Дневник актрисы | страница 28



Тетрадей тоже не было — мы писали на старых бухгалтерских книгах, учебников было мало, их не хватало на всех, выдавались они «по очереди», но библиотека была, поэтому Пушкин и Толстой, Аксаков и Марк Твен, Гоголь и Чехов — уже начинали вести нас за собой, взяв наши замерзшие детские руки — все в цыпках, в чернильных пятнах — в свои, большие, теплые и вечные. И мне кажется, что острота восприятия объяснялась прежде всего именно трудным бытом военного детства, постоянным холодом, неудобствами, хроническим «хочу есть».

Война формировала нас жестко, быстро и безжалостно. Она учила нас ценить все, что казалось прежде таким естественным — спокойное небо над головой, отца и мать, кусок хлеба, теплую одежду, целую, не залатанную со всех сторон обувь.

В дни войны чудо настоящей литературы начинало раскрываться так, как оно должно раскрываться, — праздником, познанием прекрасного, откровением. Я не считаю, что война — школа, пусть последующие поколения никогда не узнают потери близких, разруху, лишения и страх, но то, что все названное может быть реальностью для них, для «невоенных поколений», — нужно «вложить» в их сознание, в их сердца. Очень жесткие они сейчас, отупевшие от шума, грохота современной музыки и современных ритмов. Идут — в джинсах, красивых курточках, а текст произносят, достойный обезьян: «А она (учительница) говорит: “Лев Толстой”… твою мать. Меня чуть не стошнило».

«Поколение» не умеет читать, видеть, понимать. Оно «выбрало» пепси. Какое преступление: уничтожить целое поколение! Какая нерасчетливость!

15.11.84

Я ничего не репетирую. Я так мало играю. Злой правитель моей судьбы распорядился именно так: «Не давать ей ничего!» И я вспоминаю опять сегодня то, что окрестило меня на эту вечную, неутоленную жажду. Называется эта жажда — «театр».


…Ах, какое было солнце, оно бежало передо мною, превращало грязные стекла окон в чистый хрусталь, лужи под ногами становились синими, а чистый воздух с залива переполнял меня. Так пахнет в Ленинграде только ранней весной — лед только начинает таять, а солнечный свет вездесущ и всеобъемлющ. Я бегу по набережной Фонтанки от дома к Александринке. Отцу на работе дали билет на утренник, идут «Таланты и поклонники», на билете написано «ложа номер три, правая сторона».
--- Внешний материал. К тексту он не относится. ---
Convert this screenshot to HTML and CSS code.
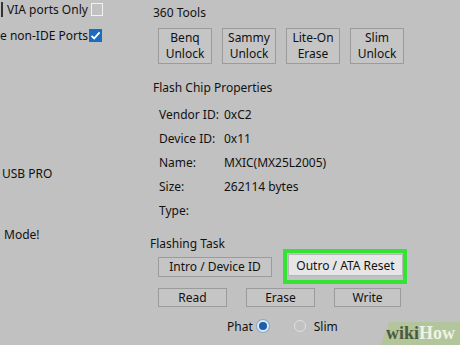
FILE: index.html
```html
<!DOCTYPE html>
<html>
<head>
<meta charset="utf-8">
<link rel="stylesheet" href="styles.css">
</head>
<body>
<div class="app">
  <div class="left">
    <div class="opt opt1">
      <span class="bar"></span>
      <span class="lbl">VIA ports Only</span>
      <span class="check"></span>
    </div>
    <div class="opt opt2">
      <span class="lbl">e non-IDE Ports</span>
      <span class="check checked">
        <svg width="13" height="13" viewBox="0 0 13 13"><path d="M2.5 6.8 L5.2 9.4 L10.6 3.4" fill="none" stroke="#fff" stroke-width="1.8"/></svg>
      </span>
    </div>
    <div class="usb">USB PRO</div>
    <div class="mode">Mode!</div>
  </div>
  <div class="right">
    <div class="head h360">360 Tools</div>
    <div class="tools">
      <button class="btn tool">Benq<br>Unlock</button>
      <button class="btn tool">Sammy<br>Unlock</button>
      <button class="btn tool">Lite-On<br>Erase</button>
      <button class="btn tool">Slim<br>Unlock</button>
    </div>
    <div class="head hchip">Flash Chip Properties</div>
    <div class="props">
      <div class="prop"><span class="k">Vendor ID:</span><span class="v">0xC2</span></div>
      <div class="prop"><span class="k">Device ID:</span><span class="v">0x11</span></div>
      <div class="prop"><span class="k">Name:</span><span class="v">MXIC(MX25L2005)</span></div>
      <div class="prop"><span class="k">Size:</span><span class="v">262114 bytes</span></div>
      <div class="prop"><span class="k">Type:</span><span class="v"></span></div>
    </div>
    <div class="head htask">Flashing Task</div>
    <div class="taskrow">
      <button class="btn intro">Intro / Device ID</button>
      <div class="hl"><button class="btn outro">Outro / ATA Reset</button></div>
    </div>
    <div class="rwrow">
      <button class="btn rw read">Read</button>
      <button class="btn rw erase">Erase</button>
      <button class="btn rw write">Write</button>
    </div>
    <div class="radios">
      <span class="rlbl">Phat</span>
      <span class="radio on"></span>
      <span class="radio off"></span>
      <span class="rlbl slim">Slim</span>
    </div>
  </div>
</div>
<div class="wh"><span class="wiki">wiki</span><span class="how">How</span></div>
</body>
</html>
```
FILE: styles.css
```css
html, body {
  margin: 0;
  padding: 0;
}
body {
  width: 460px;
  height: 345px;
  overflow: hidden;
  background: #c1c1c1;
  font-family: "Noto Sans", "Open Sans", sans-serif;
  font-size: 12px;
  color: #111;
  position: relative;
}
.app {
  display: flex;
  height: 345px;
}
.left {
  width: 150px;
  flex: none;
  display: flex;
  flex-direction: column;
}
.opt {
  display: flex;
  align-items: center;
  height: 15px;
  line-height: 15px;
}
.opt1 { margin-top: 2px; padding-left: 1px; }
.opt2 { margin-top: 11px; }
.bar {
  width: 2px;
  height: 15px;
  background: #333;
  margin-right: 4px;
}
.opt1 .lbl { width: 84px; }
.opt2 .lbl { width: 89px; }
.check {
  width: 12px;
  height: 13px;
  border: 1px solid #f2f2f2;
  box-sizing: border-box;
  display: inline-block;
}
.check.checked {
  width: 13px;
  border: none;
  background: #1b6cbf;
}
.check svg { display: block; }
.usb {
  margin-top: 123px;
  padding-left: 2px;
  line-height: 16px;
}
.mode {
  margin-top: 45px;
  padding-left: 4px;
  line-height: 16px;
}
.right {
  flex: 1;
  display: flex;
  flex-direction: column;
}
.head {
  line-height: 16px;
  height: 16px;
}
.h360 { margin-top: 5px; padding-left: 3px; }
.tools {
  display: flex;
  gap: 10px;
  margin-top: 7px;
  padding-left: 8px;
}
.btn {
  font: inherit;
  color: inherit;
  background: #c5c5c5;
  border: 1px solid #9b9b9b;
  margin: 0;
  padding: 0;
  box-sizing: border-box;
  line-height: 15px;
}
.tool {
  width: 54px;
  height: 36px;
  line-height: 16px;
}
.hchip { margin-top: 16px; padding-left: 3px; }
.props {
  padding-left: 9px;
  margin-top: 7px;
}
.prop {
  display: flex;
  height: 24px;
  line-height: 24px;
}
.k { width: 65px; }
.htask { margin-top: 13px; margin-bottom: -3px; }
.taskrow {
  display: flex;
  align-items: center;
  padding-left: 8px;
  gap: 11px;
}
.intro {
  width: 114px;
  height: 20px;
}
.hl {
  border: 4px solid #35e336;
  padding: 1px 0 4px 1px;
  width: 124px;
  box-sizing: border-box;
}
.outro {
  display: block;
  width: 115px;
  height: 22px;
  background: #e6e6e6;
  border-color: #b8b8b8;
}
.rwrow {
  display: flex;
  gap: 19px;
  padding-left: 8px;
  margin-top: 4px;
}
.rw { width: 69px; height: 19px; }
.write { width: 67px; }
.radios {
  display: flex;
  align-items: center;
  margin-top: 10px;
  height: 18px;
  padding-left: 77px;
}
.radio {
  width: 12px;
  height: 12px;
  border-radius: 50%;
  box-sizing: border-box;
  display: inline-block;
}
.radio.on {
  margin-left: 4px;
  background: #1b5fa8;
  border: 2px solid #dfe8f2;
  box-shadow: 0 0 0 1px #8aa8c8;
}
.radio.off {
  margin-left: 25px;
  border: 1px solid #e0e0e0;
}
.slim { margin-left: 8px; }
.wh {
  position: absolute;
  right: 0;
  bottom: 0;
  width: 79px;
  height: 23px;
  background: #b3c59c;
  clip-path: polygon(8px 0, 100% 0, 100% 100%, 0 100%);
  font-family: "Liberation Serif", "DejaVu Serif", serif;
  font-weight: bold;
  font-size: 18px;
  line-height: 23px;
  padding-left: 5px;
  box-sizing: border-box;
  white-space: nowrap;
}
.wiki { color: #4b5a3c; }
.how { color: #eef3e6; }
```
Бегу, не потому что опаздываю — еще нет одиннадцати, а начало в двенадцать. Бегу, потому что хочется попасть в это здание поскорее, побыть там подольше.

Но лучше бы я не бежала. Подошва самодельных то ли валенок, то ли чувяков зацепилась за камень набережной и оторвалась. Это катастрофа. При каждом шаге моем подметка повисает, она висит в воздухе, а потом, опускаясь на землю, становится как-то боком, и часть ступни оказывается на мокрой и холодной поверхности тротуара. Если бы был шнурок или темная тесемка — можно было бы привязать эту злосчастную кривую уже подошву, но тесемки нет, поэтому и бега быть не может. Теперь можно идти только так: выбрасывая ногу в изувеченном чувяке быстро и резко вперед, чтобы отвалившаяся наполовину подошва не успела опомниться и целиком отлипнуть от моей ступни. Раздается противный чавкающий звук, он сопровождает меня — прямо до ложи номер три.